- Country: United States
- Language: English

Publication
- Published in: The New Yorker
- Publication date: December 23/30, 2002

= Jolene: A Life =

"Jolene: A Life" is a short story by E. L. Doctorow originally appearing in The New Yorker (December 23/30, 2002), and first collected in Sweet Land Stories (2004) by Random House.

It was adapted into the 2008 film Jolene, directed by Dan Ireland and starring Jessica Chastain in her film debut.

==Plot==
"Jolene: A Life" is presented from a third-person point-of-view. Jolene is the focal character.

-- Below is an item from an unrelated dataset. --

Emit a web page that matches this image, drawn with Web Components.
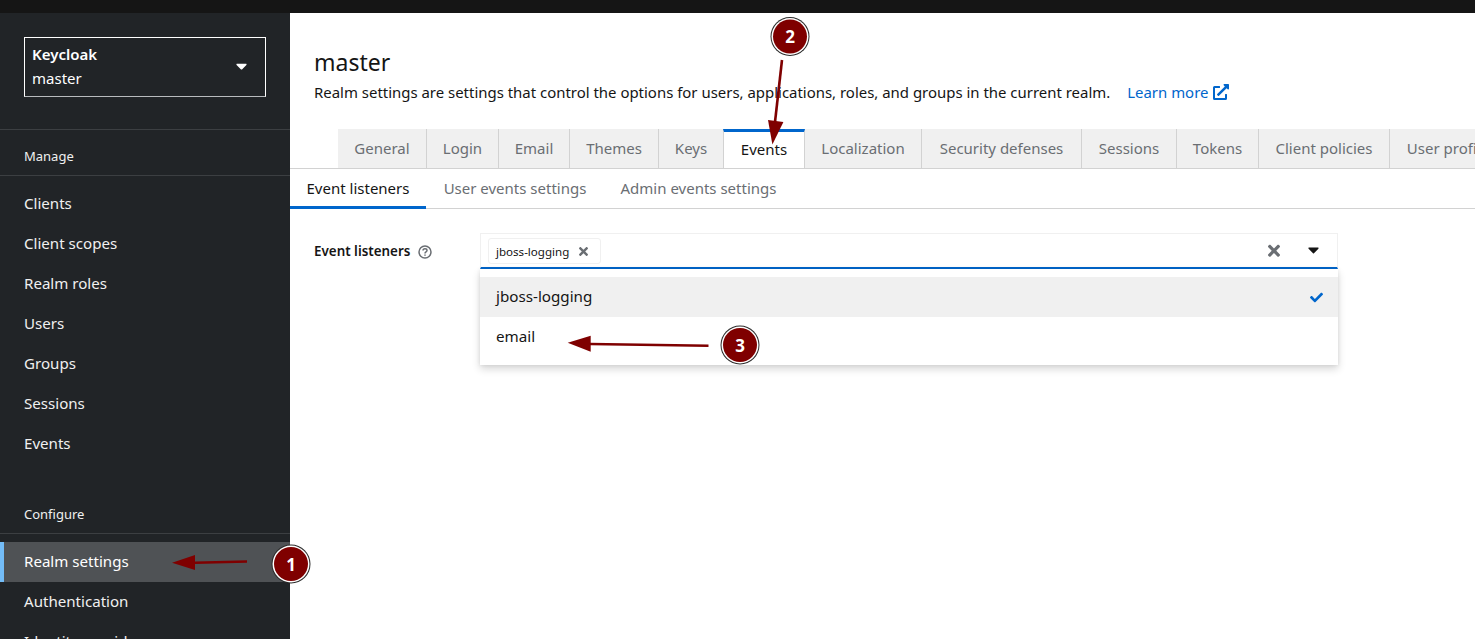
<!doctype html>
<html>
<head>
<meta charset="utf-8">
<title>Realm settings</title>
<style>
html, body { margin: 0; height: 100%; overflow: hidden; background: #fff; }
body { font-family: "Noto Sans", "Open Sans", "Liberation Sans", sans-serif; font-size: 16px; color: #151515; }
</style>
</head>
<body>
<kc-app>
  <kc-sidebar slot="side">
    <kc-realm-select name="Keycloak" realm="master"></kc-realm-select>
    <kc-nav-group title="Manage" class="first">
      <kc-nav-item>Clients</kc-nav-item>
      <kc-nav-item>Client scopes</kc-nav-item>
      <kc-nav-item>Realm roles</kc-nav-item>
      <kc-nav-item>Users</kc-nav-item>
      <kc-nav-item>Groups</kc-nav-item>
      <kc-nav-item>Sessions</kc-nav-item>
      <kc-nav-item>Events</kc-nav-item>
    </kc-nav-group>
    <kc-nav-group title="Configure">
      <kc-nav-item current>Realm settings</kc-nav-item>
      <kc-nav-item>Authentication</kc-nav-item>
      <kc-nav-item>Identity providers</kc-nav-item>
    </kc-nav-group>
  </kc-sidebar>
  <kc-page-head title="master">
    Realm settings are settings that control the options for users, applications, roles, and groups in the current realm.
  </kc-page-head>
  <kc-tabs>
    <kc-tab w="89">General</kc-tab>
    <kc-tab w="72">Login</kc-tab>
    <kc-tab w="71">Email</kc-tab>
    <kc-tab w="89">Themes</kc-tab>
    <kc-tab w="65">Keys</kc-tab>
    <kc-tab w="81" active>Events</kc-tab>
    <kc-tab w="117">Localization</kc-tab>
    <kc-tab w="160">Security defenses</kc-tab>
    <kc-tab w="95">Sessions</kc-tab>
    <kc-tab w="82">Tokens</kc-tab>
    <kc-tab w="131">Client policies</kc-tab>
    <kc-tab w="117">User profile</kc-tab>
  </kc-tabs>
  <kc-subtabs>
    <kc-subtab w="136" active>Event listeners</kc-subtab>
    <kc-subtab w="178">User events settings</kc-subtab>
    <kc-subtab w="189">Admin events settings</kc-subtab>
  </kc-subtabs>
  <kc-field label="Event listeners">
    <kc-select chip="jboss-logging">
      <kc-option selected>jboss-logging</kc-option>
      <kc-option>email</kc-option>
    </kc-select>
  </kc-field>
</kc-app>
<kc-marks></kc-marks>

<script>
const times = '<svg viewBox="0 0 352 512" fill="currentColor"><path d="M242.72 256l100.07-100.07c12.28-12.28 12.28-32.19 0-44.48l-22.24-22.24c-12.28-12.28-32.19-12.28-44.48 0L176 189.28 75.93 89.21c-12.28-12.28-32.19-12.28-44.48 0L9.21 111.45c-12.28 12.28-12.28 32.19 0 44.48L109.28 256 9.21 356.07c-12.28 12.28-12.28 32.19 0 44.48l22.24 22.24c12.28 12.28 32.2 12.28 44.48 0L176 322.72l100.07 100.07c12.28 12.28 32.2 12.28 44.48 0l22.24-22.24c12.28-12.28 12.28-32.19 0-44.48L242.72 256z"/></svg>'
const caret = '<svg viewBox="0 0 320 512" fill="currentColor"><path d="M31.3 192h257.3c17.8 0 26.7 21.5 14.1 34.1L174.1 354.8c-7.8 7.8-20.5 7.8-28.3 0L17.2 226.1C4.6 213.5 13.5 192 31.3 192z"/></svg>'
const check = '<svg viewBox="0 0 512 512" fill="currentColor"><path d="M173.898 439.404l-166.4-166.4c-9.997-9.997-9.997-26.206 0-36.204l36.203-36.204c9.997-9.998 26.207-9.998 36.204 0L192 312.69 432.095 72.596c9.997-9.997 26.207-9.997 36.204 0l36.203 36.204c9.997 9.997 9.997 26.206 0 36.204l-294.4 294.401c-9.998 9.997-26.207 9.997-36.204-.001z"/></svg>'
const external = '<svg viewBox="0 0 512 512" fill="currentColor"><path d="M432 320h-32a16 16 0 0 0-16 16v112H64V128h144a16 16 0 0 0 16-16V80a16 16 0 0 0-16-16H48a48 48 0 0 0-48 48v352a48 48 0 0 0 48 48h352a48 48 0 0 0 48-48V336a16 16 0 0 0-16-16zM488 0H360c-21.37 0-32.05 25.91-17 41l35.73 35.73L135 320.37a24 24 0 0 0 0 34L157.67 377a24 24 0 0 0 34 0l243.61-243.68L471 169c15 15 41 4.5 41-17V24a24 24 0 0 0-24-24z"/></svg>'
const help = '<svg viewBox="0 0 14 14" fill="none" stroke="currentColor" stroke-width="1.5"><circle cx="7" cy="7" r="6"/><path d="M5 5.6c0-1.2.9-1.9 2-1.9s2 .7 2 1.7c0 1.5-2 1.5-2 3"/><path d="M7 9.6v1.2"/></svg>'

function define (name, css, html, init) {
  customElements.define(name, class extends HTMLElement {
    constructor () {
      super()
      this.attachShadow({mode: 'open'})
    }

    connectedCallback () {
      const markup = typeof html === 'function' ? html(this) : html
      this.shadowRoot.innerHTML = `<style>${css}</style>${markup}`
      if (init) init(this)
    }
  })
}

define('kc-app', `
  :host { display: grid; grid-template-columns: 290px 1fr; height: 639px; padding-top: 13px; box-sizing: border-box; overflow: hidden; position: relative; }
  #bar { position: absolute; top: 0; left: 0; right: 0; height: 13px; background: #151515; }
  #side { min-height: 0; display: block; }
  #main { min-width: 0; overflow: hidden; display: block; }
`, `<div id="bar"></div><div id="side"><slot name="side"></slot></div><div id="main"><slot></slot></div>`)

define('kc-sidebar', `
  :host { display: block; height: 626px; background: #212427; overflow: hidden; }
`, `<slot></slot>`)

define('kc-realm-select', `
  :host { display: block; padding: 24px 24px 32px; border-bottom: 1px solid #3c3f42; }
  #box { display: flex; align-items: center; justify-content: space-between; height: 60px; box-sizing: border-box; padding: 0 18px 2px 7px; border: 1px solid #fff; border-bottom-color: #b8bbbe; color: #fff; }
  b { display: block; font-size: 15px; font-weight: 600; line-height: 24px; }
  span { display: block; font-size: 15px; line-height: 24px; }
  svg { width: 11px; height: 18px; display: block; }
`, el => `<div id="box"><div><b>${el.getAttribute('name')}</b><span>${el.getAttribute('realm')}</span></div>${caret}</div>`)

define('kc-nav-group', `
  :host { display: block; }
  :host(.first) #items { padding-bottom: 24px; }
  h2 { margin: 0; height: 46px; box-sizing: border-box; padding: 16px 24px 0; font-size: 13px; line-height: 20px; font-weight: 400; color: #f0f0f0; border-bottom: 1px solid #3c3f42; }
  #items { padding-top: 8px; }
`, el => `<h2>${el.getAttribute('title')}</h2><div id="items"><slot></slot></div>`)

define('kc-nav-item', `
  :host { display: block; height: 40px; box-sizing: border-box; padding: 0 24px; font-size: 15.1px; line-height: 38px; color: #f0f0f0; white-space: nowrap; position: relative; }
  :host([current]) { background: #4f5255; color: #fff; }
  :host([current])::before { content: ''; position: absolute; left: 0; top: 0; bottom: 0; width: 4px; background: #73bcf7; }
`, `<slot></slot>`)

define('kc-page-head', `
  :host { display: block; height: 116px; box-sizing: border-box; padding: 34px 24px 0; }
  h1 { margin: 0; font-size: 23px; line-height: 30px; font-weight: 400; color: #151515; }
  p { margin: 3px 0 0; font-size: 14.94px; line-height: 24px; display: flex; color: #151515; white-space: nowrap; }
  a { color: #06c; margin-left: 17px; display: inline-flex; align-items: center; gap: 5px; }
  svg { width: 16px; height: 16px; display: block; }
`, el => `<h1>${el.getAttribute('title')}</h1><p><span><slot></slot></span><a>Learn more ${external}</a></p>`)

define('kc-tabs', `
  :host { display: flex; height: 40px; box-sizing: border-box; padding-left: 48px; border-bottom: 1px solid #d2d2d2; overflow: hidden; }
`, `<slot></slot>`)

define('kc-tab', `
  :host { display: block; flex: none; height: 40px; box-sizing: border-box; border-right: 1px solid #d2d2d2; border-bottom: 1px solid #d2d2d2; background: #f0f0f0; color: #6a6e73; font-size: 15px; line-height: 39px; text-align: center; white-space: nowrap; }
  :host([active]) { background: #fff; color: #151515; border-top: 3px solid #06c; border-left: 1px solid #d2d2d2; border-bottom: 0; line-height: 35px; margin-left: -1px; }
`, `<slot></slot>`, el => { el.style.width = (+el.getAttribute('w') + (el.hasAttribute('active') ? 1 : 0)) + 'px' })

define('kc-subtabs', `
  :host { display: flex; height: 40px; box-sizing: border-box; border-bottom: 1px solid #d2d2d2; }
`, `<slot></slot>`)

define('kc-subtab', `
  :host { display: block; flex: none; height: 40px; box-sizing: border-box; color: #6a6e73; font-size: 15px; line-height: 38px; text-align: center; white-space: nowrap; }
  :host([active]) { color: #151515; border-bottom: 3px solid #06c; }
`, `<slot></slot>`, el => { el.style.width = el.getAttribute('w') + 'px' })

define('kc-field', `
  :host { display: flex; padding: 24px 137px 0 24px; }
  label { flex: none; width: 166px; display: flex; align-items: center; height: 36px; font-size: 13.4px; font-weight: 600; gap: 8px; color: #151515; }
  svg { width: 14px; height: 14px; color: #6a6e73; display: block; margin-top: 2px; }
  #ctl { flex: 1; min-width: 0; }
`, el => `<label>${el.getAttribute('label')} ${help}</label><div id="ctl"><slot></slot></div>`)

define('kc-select', `
  :host { display: block; position: relative; }
  #input { display: flex; align-items: center; height: 36px; box-sizing: border-box; border: 1px solid #f0f0f0; border-bottom: 2px solid #06c; padding: 0 18px 0 7px; }
  #chip { display: flex; align-items: center; height: 26px; box-sizing: border-box; border: 1px solid #f0f0f0; border-radius: 3px; padding: 0 12px 0 7px; font-size: 11.55px; gap: 10px; margin-top: 1px; color: #151515; }
  #chip svg { width: 9px; height: 13px; color: #6a6e73; display: block; }
  #clear { margin-left: auto; width: 12px; height: 18px; color: #6a6e73; display: block; }
  #open { margin-left: 28px; width: 11px; height: 18px; color: #151515; display: block; margin-bottom: 2px; }
  #menu { position: absolute; left: 0; right: 0; top: 36px; background: #fff; padding: 8px 0; box-shadow: 0 4px 8px rgba(3,3,3,.16), 0 0 4px rgba(3,3,3,.08); }
`, el => `<div id="input"><div id="chip">${el.getAttribute('chip')} ${times}</div><span id="clear">${times}</span><span id="open">${caret}</span></div><div id="menu"><slot></slot></div>`)

define('kc-option', `
  :host { display: flex; align-items: center; justify-content: space-between; height: 40px; box-sizing: border-box; padding: 0 15px 2px 16px; font-size: 15.2px; color: #151515; }
  :host([selected]) { background: #f0f0f0; }
  svg { width: 13px; height: 13px; color: #06c; display: block; margin-top: 3px; }
`, el => `<span><slot></slot></span>${el.hasAttribute('selected') ? check : ''}`)

define('kc-marks', `
  :host { display: block; position: absolute; left: 0; top: 0; width: 1475px; height: 639px; pointer-events: none; }
  svg { position: absolute; inset: 0; }
  .n { font: 700 17px "Noto Sans", sans-serif; fill: #fff; text-anchor: middle; }
`, `<svg width="1475" height="639" viewBox="0 0 1475 639">
  <g fill="#7f0000">
    <path d="M247 561.5L195 562.7" stroke="#7f0000" stroke-width="2.6" fill="none"/>
    <path d="M172 562.7L195 555L195 570Z"/>
    <path d="M782 60L775 122" stroke="#7f0000" stroke-width="2.6" fill="none"/>
    <path d="M772.4 144.500L768 120L783.400 122Z"/>
    <path d="M708.500 345.700L590 344" stroke="#7f0000" stroke-width="2.6" fill="none"/>
    <path d="M567.700 342.700L590.700 335.700L590.700 351.700Z"/>
  </g>
  <g>
    <circle cx="291" cy="564" r="19.500" fill="#2b2b2b"/><circle cx="291" cy="564" r="18.500" fill="#fff"/><circle cx="291" cy="564" r="17" fill="#7f0000"/>
    <circle cx="790" cy="36.500" r="19.500" fill="#2b2b2b"/><circle cx="790" cy="36.500" r="18.500" fill="#fff"/><circle cx="790" cy="36.500" r="17" fill="#7f0000"/>
    <circle cx="740" cy="345" r="19.500" fill="#2b2b2b"/><circle cx="740" cy="345" r="18.500" fill="#fff"/><circle cx="740" cy="345" r="17" fill="#7f0000"/>
  </g>
  <text class="n" x="291" y="570.500">1</text>
  <text class="n" x="790" y="43">2</text>
  <text class="n" x="740" y="351.500">3</text>
</svg>`)
</script>
</body>
</html>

Jolene, an orphan in the foster care system, marries the 20-year-old Mickey Collins to escape her foster father's sexual advances. The newlyweds move into a room in the home of Mickey's Uncle Phil and Aunt Kay. Phil, a handsome and successful businessman employs Mickey as a truck driver. Phil seduces Jolene and they engage in a torrid sexual affair. Mickey and Kay discover the tryst and a violent melee ensues: the cuckolded victims hold Jolene responsible: Mickey commits suicide. Jolene is placed in a mental institution for juveniles. There she begins to develop her talents in portraiture, making water colors of fellow inmates. Jolene enters briefly into a lesbian relationship with a night attendant, Cindy. Now age 17, Jolene escapes and flees to Phoenix, Arizona with $100. To avoid detection as a juvenile, Jolene adopts the clothing and attitude of an older woman.

Working at a Dairy Queen, Jolene is pursued by a young tattoo artist named Coco Leger. Jolene's co-worker warns her to avoid him. Colo trains Jolene in the art of tattooing, at which she excels. She moves in with him and they are soon married.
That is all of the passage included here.